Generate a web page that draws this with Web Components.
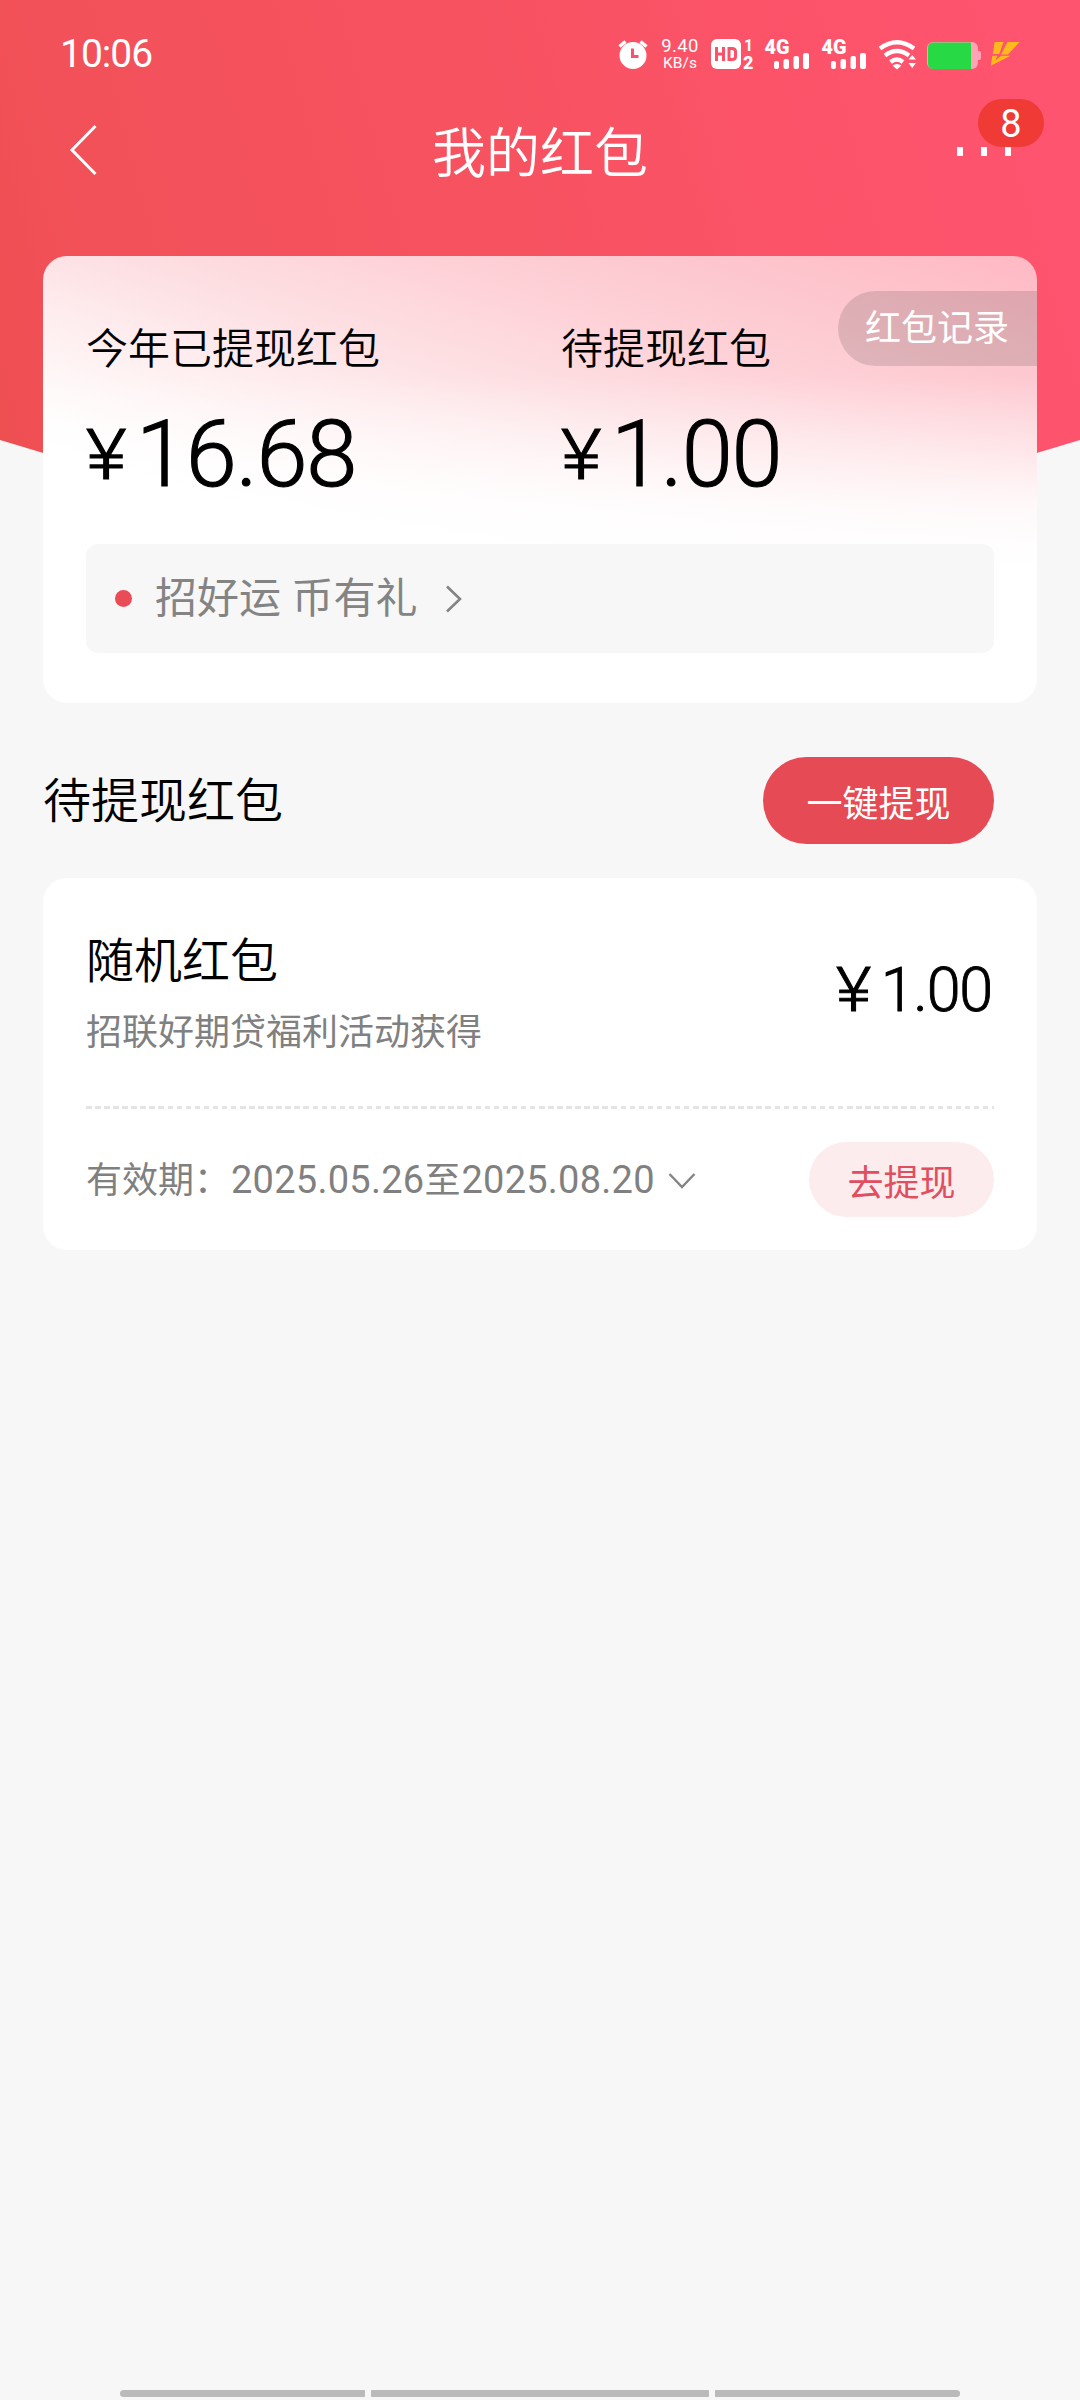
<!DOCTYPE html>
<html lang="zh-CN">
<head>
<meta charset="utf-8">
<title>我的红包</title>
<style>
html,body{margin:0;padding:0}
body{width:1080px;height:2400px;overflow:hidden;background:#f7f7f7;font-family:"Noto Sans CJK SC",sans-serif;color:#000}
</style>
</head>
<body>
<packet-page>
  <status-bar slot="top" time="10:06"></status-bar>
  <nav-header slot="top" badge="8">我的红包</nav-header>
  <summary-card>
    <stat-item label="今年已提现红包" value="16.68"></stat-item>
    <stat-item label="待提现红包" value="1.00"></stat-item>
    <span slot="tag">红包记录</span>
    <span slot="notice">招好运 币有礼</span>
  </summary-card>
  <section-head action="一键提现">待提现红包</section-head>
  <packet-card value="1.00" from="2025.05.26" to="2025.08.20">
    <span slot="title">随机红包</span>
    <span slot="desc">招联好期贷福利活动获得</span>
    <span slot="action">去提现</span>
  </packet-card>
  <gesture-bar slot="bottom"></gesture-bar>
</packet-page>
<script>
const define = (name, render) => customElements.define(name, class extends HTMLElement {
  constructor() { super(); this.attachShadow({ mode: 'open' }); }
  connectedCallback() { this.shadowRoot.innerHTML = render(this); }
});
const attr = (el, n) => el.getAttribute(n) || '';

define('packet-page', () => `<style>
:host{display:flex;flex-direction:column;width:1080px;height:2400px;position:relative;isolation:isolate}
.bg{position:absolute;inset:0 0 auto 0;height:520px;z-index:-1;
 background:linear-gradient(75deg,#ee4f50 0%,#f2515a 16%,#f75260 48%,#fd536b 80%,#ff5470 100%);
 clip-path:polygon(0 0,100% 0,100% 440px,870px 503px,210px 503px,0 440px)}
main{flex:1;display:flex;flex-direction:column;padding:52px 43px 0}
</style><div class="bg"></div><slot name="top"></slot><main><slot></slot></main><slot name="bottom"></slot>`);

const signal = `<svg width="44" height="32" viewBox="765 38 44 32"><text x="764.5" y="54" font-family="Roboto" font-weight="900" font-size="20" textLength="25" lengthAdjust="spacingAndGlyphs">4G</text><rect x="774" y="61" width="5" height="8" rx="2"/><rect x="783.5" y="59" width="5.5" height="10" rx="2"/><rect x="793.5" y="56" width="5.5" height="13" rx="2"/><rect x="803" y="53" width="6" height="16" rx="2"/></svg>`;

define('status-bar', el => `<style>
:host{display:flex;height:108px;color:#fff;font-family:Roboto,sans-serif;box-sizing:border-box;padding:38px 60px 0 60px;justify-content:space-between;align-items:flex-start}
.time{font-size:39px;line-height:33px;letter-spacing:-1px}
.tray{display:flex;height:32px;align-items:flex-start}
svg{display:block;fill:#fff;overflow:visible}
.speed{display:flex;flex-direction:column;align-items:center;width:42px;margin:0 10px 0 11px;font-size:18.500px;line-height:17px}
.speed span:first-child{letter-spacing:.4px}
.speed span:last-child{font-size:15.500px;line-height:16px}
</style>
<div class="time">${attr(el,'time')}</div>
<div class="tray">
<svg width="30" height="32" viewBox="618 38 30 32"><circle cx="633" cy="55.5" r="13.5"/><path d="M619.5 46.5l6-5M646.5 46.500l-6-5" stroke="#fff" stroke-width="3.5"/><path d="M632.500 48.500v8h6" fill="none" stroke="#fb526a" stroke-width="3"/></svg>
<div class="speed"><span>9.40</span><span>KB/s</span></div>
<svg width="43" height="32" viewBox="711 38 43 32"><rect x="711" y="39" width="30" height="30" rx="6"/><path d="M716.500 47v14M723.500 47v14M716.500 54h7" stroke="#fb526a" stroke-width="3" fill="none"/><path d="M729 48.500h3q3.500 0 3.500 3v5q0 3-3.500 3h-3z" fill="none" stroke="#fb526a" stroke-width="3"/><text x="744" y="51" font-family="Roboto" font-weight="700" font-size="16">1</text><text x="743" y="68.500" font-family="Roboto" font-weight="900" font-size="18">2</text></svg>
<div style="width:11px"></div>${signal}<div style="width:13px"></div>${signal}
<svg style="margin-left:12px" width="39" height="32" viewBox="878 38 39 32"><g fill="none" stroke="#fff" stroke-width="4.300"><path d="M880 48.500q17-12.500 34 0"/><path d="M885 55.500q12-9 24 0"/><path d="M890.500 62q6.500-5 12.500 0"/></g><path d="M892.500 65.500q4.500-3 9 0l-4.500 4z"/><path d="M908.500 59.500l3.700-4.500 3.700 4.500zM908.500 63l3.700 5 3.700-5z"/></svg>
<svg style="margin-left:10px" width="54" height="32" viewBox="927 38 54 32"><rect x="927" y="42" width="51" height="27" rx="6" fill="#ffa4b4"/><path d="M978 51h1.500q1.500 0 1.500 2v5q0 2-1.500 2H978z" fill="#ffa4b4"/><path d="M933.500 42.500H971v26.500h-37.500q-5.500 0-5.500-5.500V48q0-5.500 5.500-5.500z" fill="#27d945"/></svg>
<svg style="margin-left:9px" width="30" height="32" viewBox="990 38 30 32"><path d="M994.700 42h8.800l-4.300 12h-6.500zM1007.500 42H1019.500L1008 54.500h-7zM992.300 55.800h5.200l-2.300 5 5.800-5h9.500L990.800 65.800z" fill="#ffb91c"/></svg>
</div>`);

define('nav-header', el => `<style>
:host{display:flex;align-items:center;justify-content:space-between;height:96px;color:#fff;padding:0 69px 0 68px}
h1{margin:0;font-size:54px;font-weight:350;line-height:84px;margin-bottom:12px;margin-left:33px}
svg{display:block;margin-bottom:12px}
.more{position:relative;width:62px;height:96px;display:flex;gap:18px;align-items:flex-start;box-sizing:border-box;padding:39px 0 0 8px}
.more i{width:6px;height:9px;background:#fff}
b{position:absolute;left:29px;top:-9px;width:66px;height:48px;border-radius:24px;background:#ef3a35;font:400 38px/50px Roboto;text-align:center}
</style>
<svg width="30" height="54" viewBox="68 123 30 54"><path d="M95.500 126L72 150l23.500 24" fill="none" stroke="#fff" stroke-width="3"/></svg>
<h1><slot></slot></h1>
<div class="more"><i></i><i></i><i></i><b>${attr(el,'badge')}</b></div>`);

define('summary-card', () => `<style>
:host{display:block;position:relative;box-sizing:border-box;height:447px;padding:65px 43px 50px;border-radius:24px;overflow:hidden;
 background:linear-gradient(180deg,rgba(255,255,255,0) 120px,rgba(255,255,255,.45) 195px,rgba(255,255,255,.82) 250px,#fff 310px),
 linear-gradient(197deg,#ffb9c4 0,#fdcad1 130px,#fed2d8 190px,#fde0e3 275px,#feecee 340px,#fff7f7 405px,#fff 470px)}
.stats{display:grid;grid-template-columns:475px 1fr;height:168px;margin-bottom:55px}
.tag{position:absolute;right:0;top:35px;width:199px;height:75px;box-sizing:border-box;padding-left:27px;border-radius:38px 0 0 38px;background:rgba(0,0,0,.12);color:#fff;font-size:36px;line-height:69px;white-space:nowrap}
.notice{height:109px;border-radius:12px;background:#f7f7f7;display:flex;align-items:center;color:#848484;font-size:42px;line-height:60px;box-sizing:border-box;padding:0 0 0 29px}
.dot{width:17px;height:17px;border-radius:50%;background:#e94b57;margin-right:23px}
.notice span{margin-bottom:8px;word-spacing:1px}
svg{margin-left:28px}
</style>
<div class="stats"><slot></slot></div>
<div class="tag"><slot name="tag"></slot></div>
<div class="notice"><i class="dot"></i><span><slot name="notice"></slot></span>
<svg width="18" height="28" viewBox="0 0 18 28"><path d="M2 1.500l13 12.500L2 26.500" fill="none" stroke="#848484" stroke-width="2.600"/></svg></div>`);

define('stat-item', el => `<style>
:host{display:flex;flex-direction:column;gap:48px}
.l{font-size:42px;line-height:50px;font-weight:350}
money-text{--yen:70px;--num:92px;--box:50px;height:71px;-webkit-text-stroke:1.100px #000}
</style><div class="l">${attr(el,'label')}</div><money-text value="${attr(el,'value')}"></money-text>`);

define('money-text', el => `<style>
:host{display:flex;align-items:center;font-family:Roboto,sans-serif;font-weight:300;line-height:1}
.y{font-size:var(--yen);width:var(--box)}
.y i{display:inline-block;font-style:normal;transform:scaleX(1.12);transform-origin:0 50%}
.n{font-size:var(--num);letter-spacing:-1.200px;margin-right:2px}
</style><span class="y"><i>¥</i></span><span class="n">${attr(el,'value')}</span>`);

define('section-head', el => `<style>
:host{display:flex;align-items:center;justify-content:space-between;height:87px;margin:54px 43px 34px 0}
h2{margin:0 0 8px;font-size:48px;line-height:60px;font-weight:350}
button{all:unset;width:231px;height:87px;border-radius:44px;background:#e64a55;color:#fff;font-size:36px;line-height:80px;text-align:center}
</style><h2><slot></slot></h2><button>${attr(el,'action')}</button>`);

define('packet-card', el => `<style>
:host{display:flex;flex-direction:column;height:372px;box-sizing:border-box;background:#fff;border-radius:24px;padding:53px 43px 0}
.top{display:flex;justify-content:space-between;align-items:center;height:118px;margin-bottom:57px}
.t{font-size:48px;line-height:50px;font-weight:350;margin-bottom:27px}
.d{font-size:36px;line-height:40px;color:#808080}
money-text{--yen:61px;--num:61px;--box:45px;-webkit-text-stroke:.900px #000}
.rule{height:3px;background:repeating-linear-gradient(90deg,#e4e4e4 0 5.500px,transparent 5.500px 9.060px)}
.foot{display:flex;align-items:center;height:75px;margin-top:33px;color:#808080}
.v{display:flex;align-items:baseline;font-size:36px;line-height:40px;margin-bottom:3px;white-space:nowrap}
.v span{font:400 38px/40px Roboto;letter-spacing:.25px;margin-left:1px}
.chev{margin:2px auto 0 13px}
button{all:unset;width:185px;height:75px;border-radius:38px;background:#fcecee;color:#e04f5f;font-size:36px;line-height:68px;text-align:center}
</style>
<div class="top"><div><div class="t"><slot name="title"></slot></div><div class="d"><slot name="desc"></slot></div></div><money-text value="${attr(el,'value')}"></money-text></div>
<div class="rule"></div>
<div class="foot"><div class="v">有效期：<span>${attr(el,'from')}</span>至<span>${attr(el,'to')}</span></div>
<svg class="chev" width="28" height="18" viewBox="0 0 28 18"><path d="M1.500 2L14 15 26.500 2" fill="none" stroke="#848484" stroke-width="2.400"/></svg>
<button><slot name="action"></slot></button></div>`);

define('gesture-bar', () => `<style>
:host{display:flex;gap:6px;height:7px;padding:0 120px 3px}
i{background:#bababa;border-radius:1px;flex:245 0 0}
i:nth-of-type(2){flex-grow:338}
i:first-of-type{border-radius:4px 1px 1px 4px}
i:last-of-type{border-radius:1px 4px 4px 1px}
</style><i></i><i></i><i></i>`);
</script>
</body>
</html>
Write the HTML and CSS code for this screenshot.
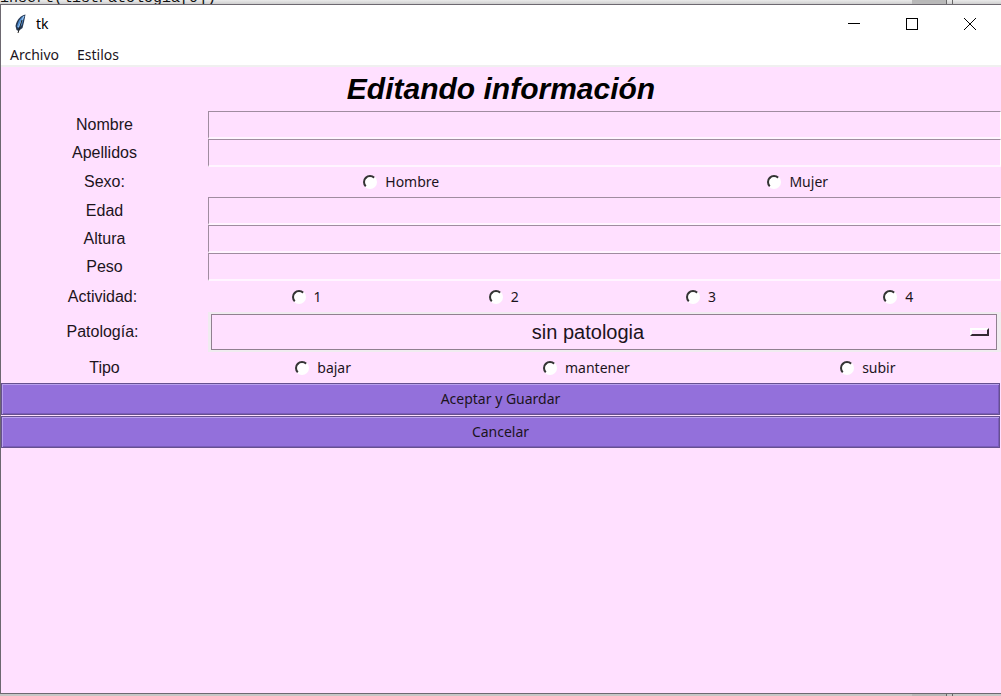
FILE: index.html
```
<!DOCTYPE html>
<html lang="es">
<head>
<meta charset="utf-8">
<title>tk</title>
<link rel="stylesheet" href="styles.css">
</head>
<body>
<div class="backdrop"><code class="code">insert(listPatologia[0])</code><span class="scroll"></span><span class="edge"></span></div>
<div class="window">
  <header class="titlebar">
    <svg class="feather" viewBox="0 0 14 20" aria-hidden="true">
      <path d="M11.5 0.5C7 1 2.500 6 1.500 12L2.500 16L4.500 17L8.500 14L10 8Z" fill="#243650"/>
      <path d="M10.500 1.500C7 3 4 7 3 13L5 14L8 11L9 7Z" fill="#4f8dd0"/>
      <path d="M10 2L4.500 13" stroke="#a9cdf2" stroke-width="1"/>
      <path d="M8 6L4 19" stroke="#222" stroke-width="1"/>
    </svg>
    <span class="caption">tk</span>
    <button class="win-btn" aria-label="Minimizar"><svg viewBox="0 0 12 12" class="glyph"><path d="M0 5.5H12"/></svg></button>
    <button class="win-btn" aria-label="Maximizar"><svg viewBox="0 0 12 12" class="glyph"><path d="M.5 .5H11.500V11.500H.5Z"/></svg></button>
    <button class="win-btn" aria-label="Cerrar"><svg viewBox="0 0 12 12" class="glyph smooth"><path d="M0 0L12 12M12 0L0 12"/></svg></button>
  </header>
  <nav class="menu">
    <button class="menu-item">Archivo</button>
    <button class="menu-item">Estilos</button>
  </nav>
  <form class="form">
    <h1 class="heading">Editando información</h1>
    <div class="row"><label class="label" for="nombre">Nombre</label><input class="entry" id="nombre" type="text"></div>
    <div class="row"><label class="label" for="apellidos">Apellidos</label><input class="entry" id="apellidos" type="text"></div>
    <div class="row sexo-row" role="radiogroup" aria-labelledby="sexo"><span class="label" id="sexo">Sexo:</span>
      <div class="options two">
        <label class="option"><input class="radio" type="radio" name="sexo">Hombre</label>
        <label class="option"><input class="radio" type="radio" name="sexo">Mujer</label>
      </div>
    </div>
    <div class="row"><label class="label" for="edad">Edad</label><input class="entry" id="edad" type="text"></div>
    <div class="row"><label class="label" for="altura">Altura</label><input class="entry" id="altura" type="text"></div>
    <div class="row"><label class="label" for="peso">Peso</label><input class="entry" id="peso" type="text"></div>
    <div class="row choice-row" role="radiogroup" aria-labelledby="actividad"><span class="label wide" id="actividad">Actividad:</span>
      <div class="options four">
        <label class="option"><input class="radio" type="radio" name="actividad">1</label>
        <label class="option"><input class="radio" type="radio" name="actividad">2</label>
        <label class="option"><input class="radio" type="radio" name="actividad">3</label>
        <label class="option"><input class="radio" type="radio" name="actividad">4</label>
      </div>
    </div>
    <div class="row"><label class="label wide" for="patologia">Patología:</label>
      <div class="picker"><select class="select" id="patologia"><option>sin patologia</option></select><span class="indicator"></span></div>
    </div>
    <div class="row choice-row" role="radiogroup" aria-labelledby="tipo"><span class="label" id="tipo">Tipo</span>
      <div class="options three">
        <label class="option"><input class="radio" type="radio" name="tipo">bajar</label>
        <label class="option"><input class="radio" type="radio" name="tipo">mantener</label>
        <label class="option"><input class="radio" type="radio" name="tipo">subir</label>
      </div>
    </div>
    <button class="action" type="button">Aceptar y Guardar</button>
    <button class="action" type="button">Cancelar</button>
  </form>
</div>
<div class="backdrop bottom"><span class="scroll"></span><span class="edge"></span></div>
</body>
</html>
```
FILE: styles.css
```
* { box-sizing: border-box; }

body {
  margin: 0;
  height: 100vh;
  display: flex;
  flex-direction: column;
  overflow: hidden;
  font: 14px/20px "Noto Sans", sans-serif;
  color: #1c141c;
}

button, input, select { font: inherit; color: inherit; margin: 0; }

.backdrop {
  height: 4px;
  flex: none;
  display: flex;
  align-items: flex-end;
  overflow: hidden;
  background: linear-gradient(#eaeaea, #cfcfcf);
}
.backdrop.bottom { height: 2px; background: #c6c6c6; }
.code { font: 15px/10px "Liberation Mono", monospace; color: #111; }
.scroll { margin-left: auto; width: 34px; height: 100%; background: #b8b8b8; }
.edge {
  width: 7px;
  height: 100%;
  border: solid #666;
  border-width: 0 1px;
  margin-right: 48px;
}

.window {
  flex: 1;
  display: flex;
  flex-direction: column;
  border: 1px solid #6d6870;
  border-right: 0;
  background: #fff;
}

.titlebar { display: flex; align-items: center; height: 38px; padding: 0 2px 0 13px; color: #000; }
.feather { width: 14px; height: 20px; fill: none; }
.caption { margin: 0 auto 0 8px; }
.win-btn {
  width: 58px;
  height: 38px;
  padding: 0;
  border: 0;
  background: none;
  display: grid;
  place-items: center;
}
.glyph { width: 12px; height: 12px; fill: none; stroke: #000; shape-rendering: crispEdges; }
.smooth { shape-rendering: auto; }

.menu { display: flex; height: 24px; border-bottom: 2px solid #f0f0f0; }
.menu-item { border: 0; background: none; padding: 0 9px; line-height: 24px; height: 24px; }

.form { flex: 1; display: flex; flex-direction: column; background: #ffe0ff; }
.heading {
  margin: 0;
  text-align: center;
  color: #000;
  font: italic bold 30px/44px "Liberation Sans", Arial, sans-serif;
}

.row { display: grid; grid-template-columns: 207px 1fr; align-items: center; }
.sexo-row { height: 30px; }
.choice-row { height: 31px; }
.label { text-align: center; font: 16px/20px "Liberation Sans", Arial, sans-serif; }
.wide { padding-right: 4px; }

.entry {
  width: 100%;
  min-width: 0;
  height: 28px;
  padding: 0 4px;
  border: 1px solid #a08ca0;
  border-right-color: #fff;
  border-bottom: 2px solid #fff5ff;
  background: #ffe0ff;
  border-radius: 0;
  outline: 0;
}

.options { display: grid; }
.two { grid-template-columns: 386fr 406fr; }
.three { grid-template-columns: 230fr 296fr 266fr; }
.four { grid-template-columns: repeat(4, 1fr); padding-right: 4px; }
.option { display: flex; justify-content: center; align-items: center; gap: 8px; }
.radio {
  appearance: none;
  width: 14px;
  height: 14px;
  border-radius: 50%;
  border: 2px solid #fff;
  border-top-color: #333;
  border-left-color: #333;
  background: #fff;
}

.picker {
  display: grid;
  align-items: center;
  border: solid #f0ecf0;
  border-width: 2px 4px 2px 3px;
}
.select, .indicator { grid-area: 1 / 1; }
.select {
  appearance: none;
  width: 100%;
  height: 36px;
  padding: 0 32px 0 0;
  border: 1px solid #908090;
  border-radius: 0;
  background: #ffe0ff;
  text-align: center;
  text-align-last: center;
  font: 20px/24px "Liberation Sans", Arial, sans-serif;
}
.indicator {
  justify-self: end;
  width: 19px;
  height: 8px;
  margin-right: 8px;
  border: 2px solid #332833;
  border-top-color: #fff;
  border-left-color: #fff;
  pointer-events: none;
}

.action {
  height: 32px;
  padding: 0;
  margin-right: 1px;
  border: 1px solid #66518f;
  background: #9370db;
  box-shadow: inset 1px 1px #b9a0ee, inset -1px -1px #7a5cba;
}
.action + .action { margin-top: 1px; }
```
------------
Written instruction: Pick out lines containing the word "page", each one as written.

The answer:
Generate a web page that draws this with Web Components.
<packet-page>
</packet-page>
define('packet-page', () => `<style>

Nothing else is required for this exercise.